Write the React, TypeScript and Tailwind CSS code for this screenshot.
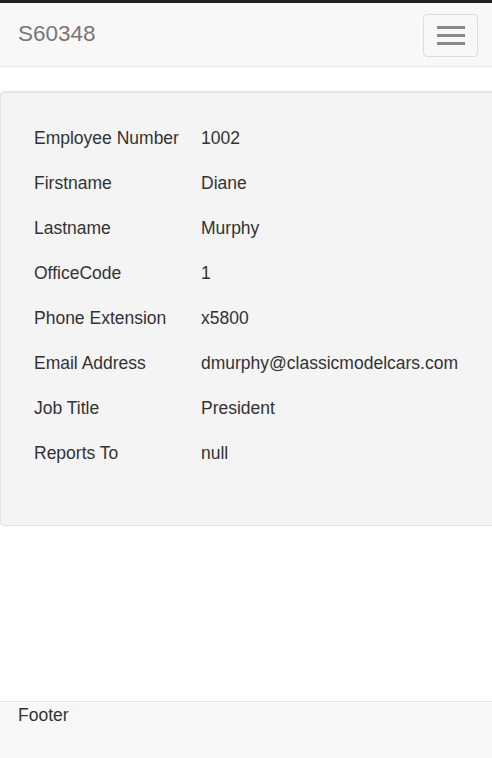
import React from "react";

const rows: [string, string][] = [
  ["Employee Number", "1002"],
  ["Firstname", "Diane"],
  ["Lastname", "Murphy"],
  ["OfficeCode", "1"],
  ["Phone Extension", "x5800"],
  ["Email Address", "dmurphy@classicmodelcars.com"],
  ["Job Title", "President"],
  ["Reports To", "null"],
];

export default function App() {
  return (
    <div
      className="w-[492px] h-[758px] flex flex-col bg-white text-[#333] overflow-hidden"
      style={{ fontFamily: '"Liberation Sans", Arial, sans-serif' }}
    >
      <div className="h-[3px] bg-[#222]" />
      <div className="h-[64px] shrink-0 bg-[#f8f8f8] border-b border-[#e7e7e7] flex items-center justify-between pl-[18px] pr-[14px]">
        <span className="text-[22.5px] text-[#777] leading-none">S60348</span>
        <button className="w-[55px] h-[43px] border border-[#ddd] rounded-[4px] flex flex-col items-center justify-center gap-[5px] mt-[1px]">
          <span className="block w-[28px] h-[3px] bg-[#888]" />
          <span className="block w-[28px] h-[3px] bg-[#888]" />
          <span className="block w-[28px] h-[3px] bg-[#888]" />
        </button>
      </div>
      <div className="h-[24px] shrink-0" />
      <div className="shrink-0 ml-0 w-[500px] bg-[#f4f4f4] border border-[#e3e3e3] rounded-[4px] shadow-[inset_0_1px_1px_rgba(0,0,0,0.05)] pt-[24px] pb-[49px] pl-[33px]">
        {rows.map(([k, v]) => (
          <div key={k} className="flex h-[45px] items-center text-[17.5px]">
            <span className="w-[167px] shrink-0">{k}</span>
            <span>{v}</span>
          </div>
        ))}
      </div>
      <div className="flex-1" />
      <div className="h-[57px] shrink-0 bg-[#f7f7f7] border-t border-[#e5e5e5] pl-[18px] pt-[1px]">
        <span className="text-[17.5px] leading-[24px]">Footer</span>
      </div>
    </div>
  );
}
------------------------------
* [EXERCISE BRIEF] In the listing, find all lines with the string "React" and copy them.

* [WRITTEN RESPONSE]
Write the React, TypeScript and Tailwind CSS code for this screenshot.
import React from "react";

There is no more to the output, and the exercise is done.